Thursday, January 22, 2009

Corbin - Illich - Derrida

As I have tried to suggest in my book After Prophecy, both Henry Corbin and Ivan Illich, for all their profound theological differences, shared a deep suspicion of the authoritarian structures of the institutional Church, and both were in their own ways creatively ecumenical in their understanding of Christianity. An attempt to understand the roots of their theological differences can prove to be a liberating experience for a dedicated reader of their work. In this spirit I would point out a book, recently translated into English, by Jacques Derrida and Mustapha Chérif: Islam & the West (PDF file here and here at amazon.com). Chérif is Professor of Philosophy and Islamic Studies at the University of Algiers and a Visiting Professor at the College of France, and Derrida was of course one of the most influential, famous, and even infamous, philosophers of the late 20th century. Both were born in Algeria, where French and Islamic culture have long met. Issues of cultural conflict, personal identity, and the social and philosophical meanings of the monotheistic tradition are of central importance in their lives. Derrida is one of the most powerful contemporary critics of authoritarian structures of all kinds, and through his late works especially, has had an enormous influence on what has come to be called post-modern theology (this volume is a good introduction).
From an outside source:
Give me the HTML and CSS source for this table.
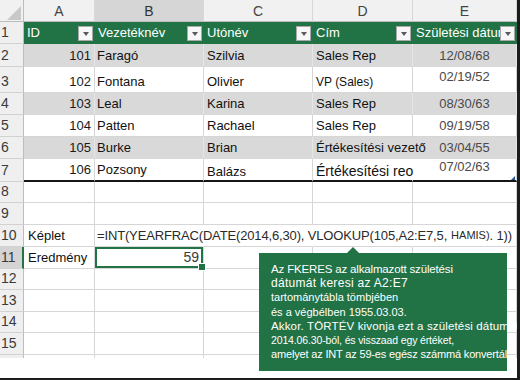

Although Henry Corbin was no post-modernist, neither was he a Traditionalist. He is a Romantic thinker in some of the many senses which Rothenberg and Robinson have powerfully delineated in their new book Poems for the Millennium, Volume 3. Corbin's theology of the creative imagination, his willingness to draw inspiration from a wide variety of spiritual, literary, philosophical and theological sources outside the boundaries of conservative academia, along with his quasi-Islamic and radical Protestant Christianity, place his work in a wholly unique position. If Corbin's vision is to have the wide influence which it deserves, it will have to be understood within the larger dialogue of contemporary multicultural and pluralistic thought which the complexities of the world forces upon us. Reading Derrida and Chérif with Corbin in mind is one possible step on that long path.

Ruins of a Mosque, Mansoura, outside Tlemcen, Algeria.